16/02/2010 | Yazar: Serdar Acar

Ayrılırken geriye bıraktığımız ayak izleriydi ve şimdi o ayak izleri ayrıldığımız yerin simgesi gibi...  

Ayrılırken geriye bıraktığımız ayak izleriydi ve şimdi o ayak izleri ayrıldığımız yerin simgesi gibi...
 

Bugün evdeyim. Pencerenin tam karşısındaki koltukta oturuyorum. İçeriye giren sadece yapayalnız bir ışık... Ruh halime bir isim koyamıyorum. Dün yoldan geldim. Yorgunum. Ama bu yorgunluk senin bildiğin yorgunluk gibi değil. Kalbim, sevgim, gözlerim yorgun olan. Kendini her şeyden soyutlamaya çalışan bir beden taşıyorum şimdilerde. Herkesi şaşırtıyorum. Bu kadar suskun olmam kırgınlıklarımdan. Artık eskisi gibi roman okumuyor ve o en çok sevdiğim aşk filmlerini izlemiyorum.
Yapabildiğim tek şey bütün bu köşelere kendimi saklamak oluyor.
Allanmış ve pullanmış bir elbise geçirirler üzerime! Benden hayatım boyunca bu elbiseyle oynamamı beklerler.
Artık oynuyorum. En ucuz barlarda masaların üzerine çıkıp ağızlarından salya akan ve ete aç insanların gözlerini doyuruyorum.

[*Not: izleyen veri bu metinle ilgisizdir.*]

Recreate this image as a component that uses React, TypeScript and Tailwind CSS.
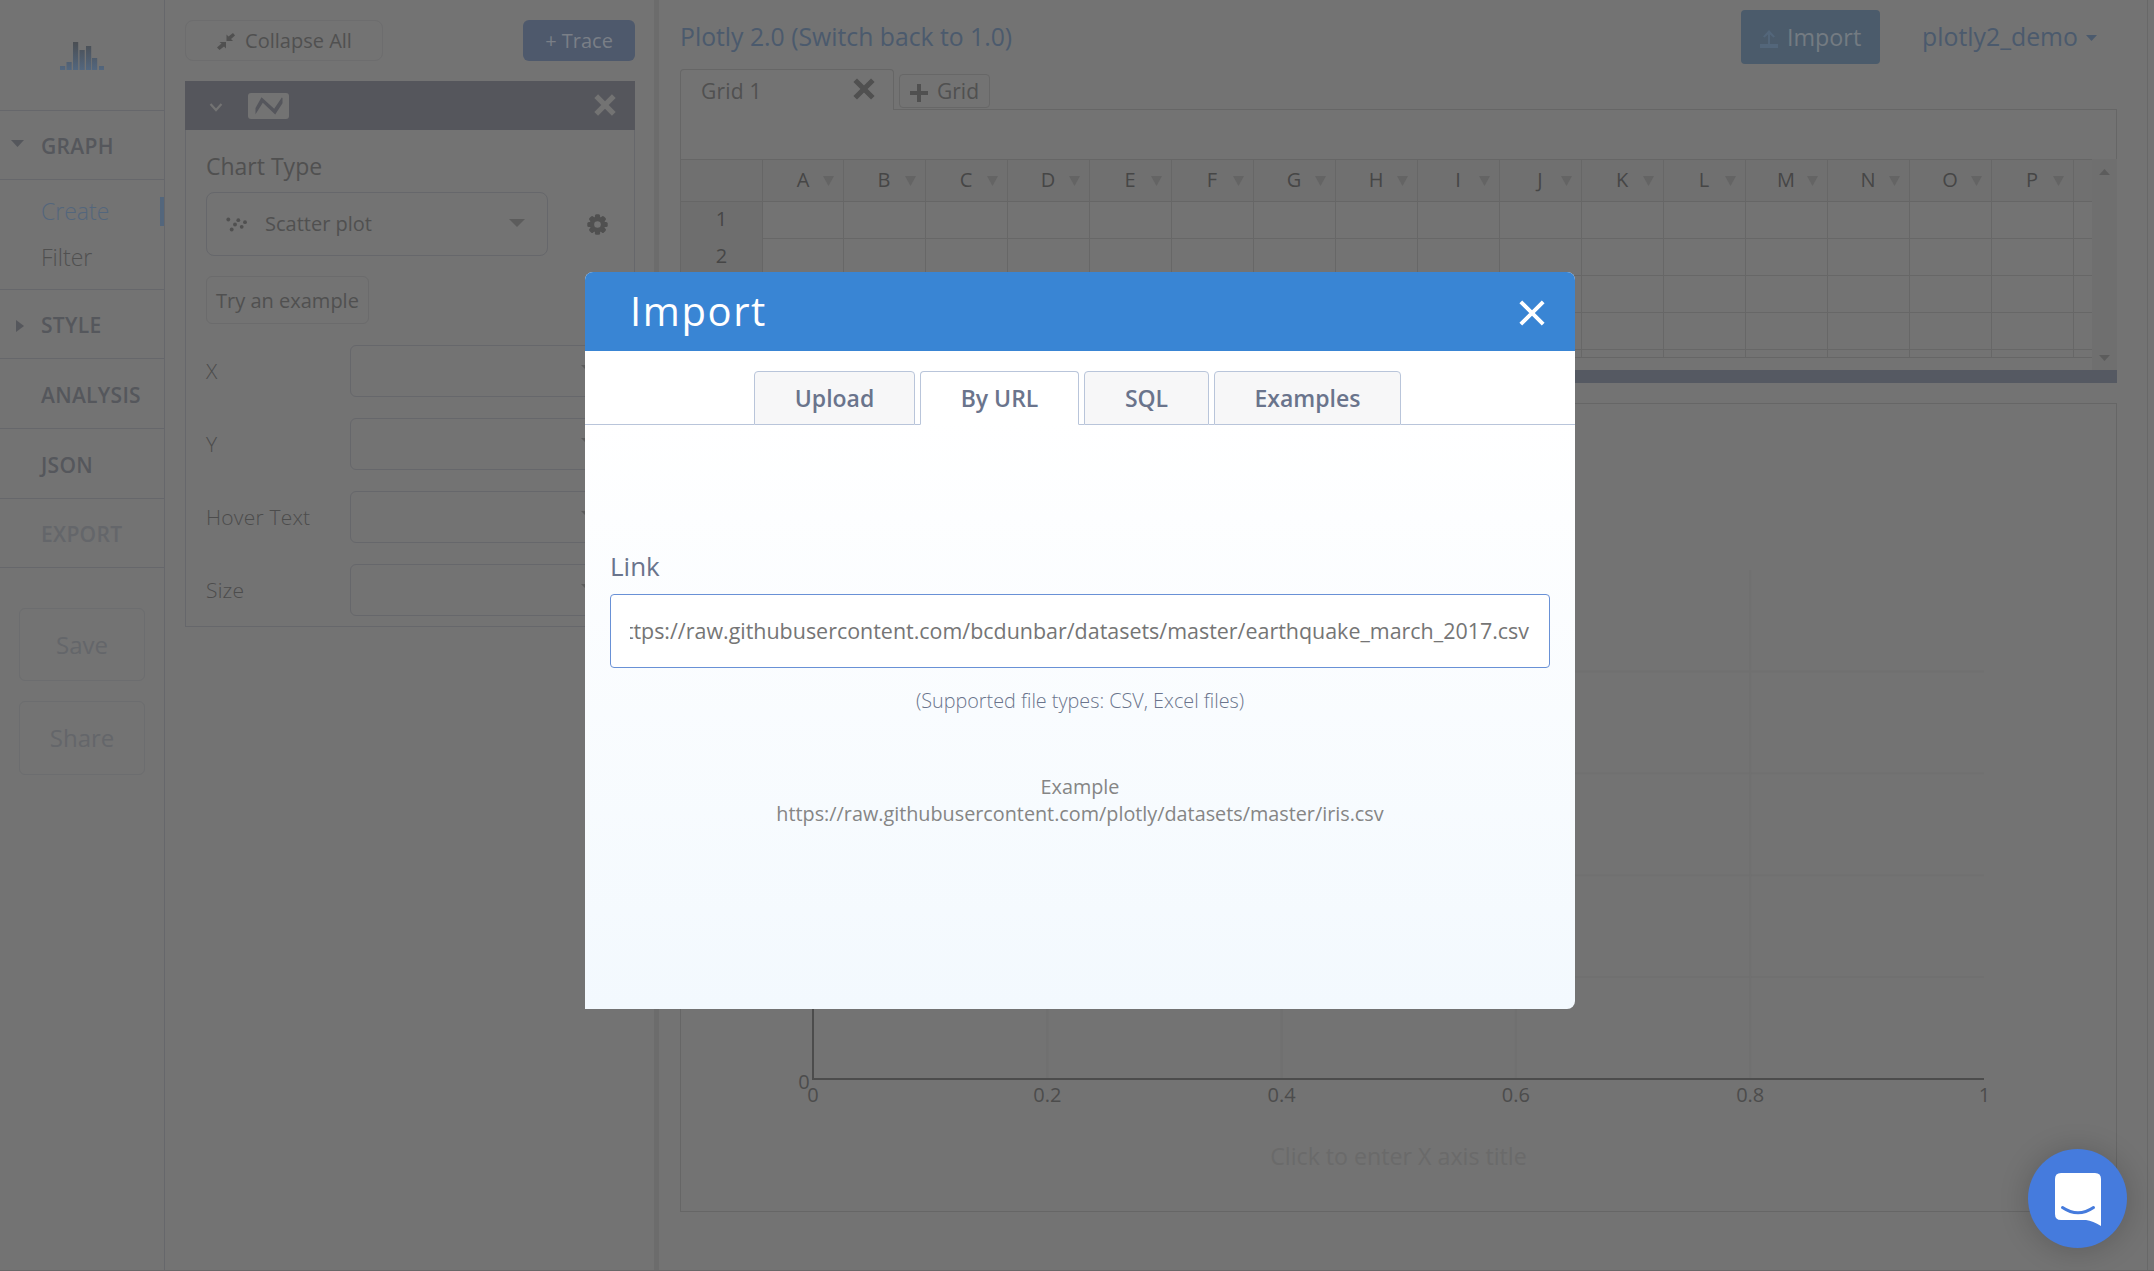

Eser diye övündükleri beni en düşük fiyata satıyorum. Kurabildiğim en uzun cümleyi kurmak istiyorum. Ne bir fazla ne bir eksik...
Beni bıraktığın adreslerden farklı adreslere yerleşiyorum. Sokak isimlerini hafızama kazıyıp, girdiğim çıkmaz sokakta tıkanıp kalıyorum.
Bana söylemediğin ya da söyleyemediğin bütün o kelimeleri bende sana söylemiyor ya da söyleyemiyorum.
O gün hala hafızamdaki yerini koruyor. Bilmiyorsun neler yaşıyorum. Yapabildiğin tek şeyin bırakıp gitmek olduğunu öğrendim.
Bırakıp ve gitmek.
Seni seviyorum demeni bekledim. Benimle kal demeni...
Geri dönerken öptüğün dudaklarımın kupkuru kaldığını fark edip ağladım. Sonra ellerime baktım. Uzun uzun izledim ellerimi ve yanımda oturan o yaşlı adamın bana baktığını fark edip ona hafifçe gülümsedim.
Hep sustum sevgilim hep sustum.
Kime neyi nasıl ve neden anlatsaydım ki? Sen benim içimi dolduran o büyük mutlulukken, şimdi geriye bıraktığın o büyük mutluluktaki küçük âşıksın.
Başka başka büyük mutluluklar arıyorum artık. Ta ki onlar da senin gibi küçülene dek.
Onları da senin gibi sadece bir dört duvar içinde anımsayana dek.